Most wanted resources: imperfect written corpora
Ineke Schuurman, Vincent Vandeghinste and Leen Sevens


In our Picto tools for people with an intellectual disability we make use of corpora, for example to detect which spelling mistakes are usually made (phonetic spelling!) and what the typical vocabulary is. Or to see how our users tend to compose sentences. It is quite essential that these corpora contain the *original* texts, i.e., including all (types of) 'mistakes': spelling, word order, punctuation, .... In that sense, we need 'imperfect' corpora.

We are even more interested in such imperfect corpora written by other groups of people, people who are to a larger extent functionally illiterate in the language they are to use, in this case Dutch.

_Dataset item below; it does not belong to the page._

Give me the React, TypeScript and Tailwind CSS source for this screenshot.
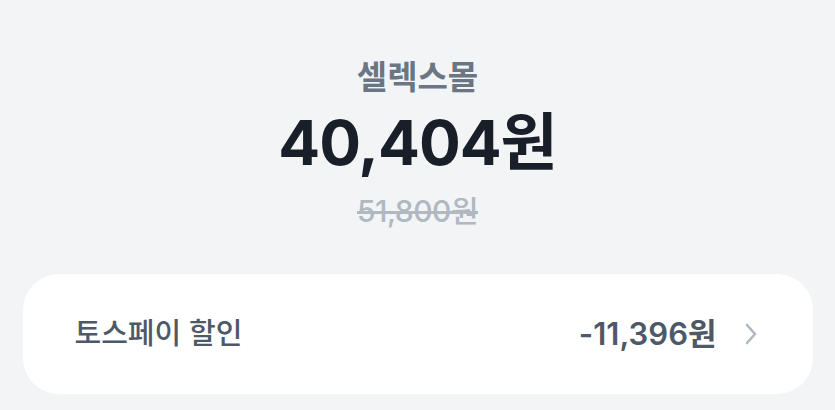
const App = () => {
  return (
    <div
      className="w-[835px] h-[410px] bg-[#f3f4f6] flex flex-col items-center overflow-hidden"
      style={{ fontFamily: 'Inter, "Noto Sans CJK KR", "Noto Sans", sans-serif' }}
    >
      <div className="mt-[55px] text-[33px] leading-[44px] font-bold text-[#6b7684]">셀렉스몰</div>
      <div className="mt-[8px] text-[62px] leading-[72px] font-bold text-[#191f28] tracking-[-1px]">40,404원</div>
      <div className="mt-[14px] text-[30px] leading-[36px] font-medium text-[#b0b8c1] line-through tracking-[-0.5px]">51,800원</div>
      <div className="mt-[45px] w-[790px] h-[120px] bg-white rounded-[36px] flex items-center px-[52px]">
        <span className="text-[29px] font-medium text-[#4e5968] flex-1">토스페이 할인</span>
        <span className="text-[31px] font-semibold text-[#4e5968]">-11,396원</span>
        <svg width="20" height="28" viewBox="0 0 20 28" className="ml-[24px]">
          <path d="M6 5 L14 14 L6 23" fill="none" stroke="#b0b8c1" strokeWidth="2.6" strokeLinecap="round" strokeLinejoin="round" />
        </svg>
      </div>
    </div>
  );
};

export default App;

This could be migrants (both starting and more advanced NT2 students), deaf people (sign language being their mother tongue), younger children, functionally illiterate native speakers of Dutch, elderly people, ...
They may compose sentences in a way strongly influenced by their mother tongue and culture, qua word order as well as by the way they phrase their thoughts (like Dutch people tending to be more direct than their southern neighbours). Also their spelling may be influenced by their mother tongue.

We are really curious to see what already is around (but hard to find), and to see how more data can be collected, in such a way that they are reusable by all of us (GDPR!).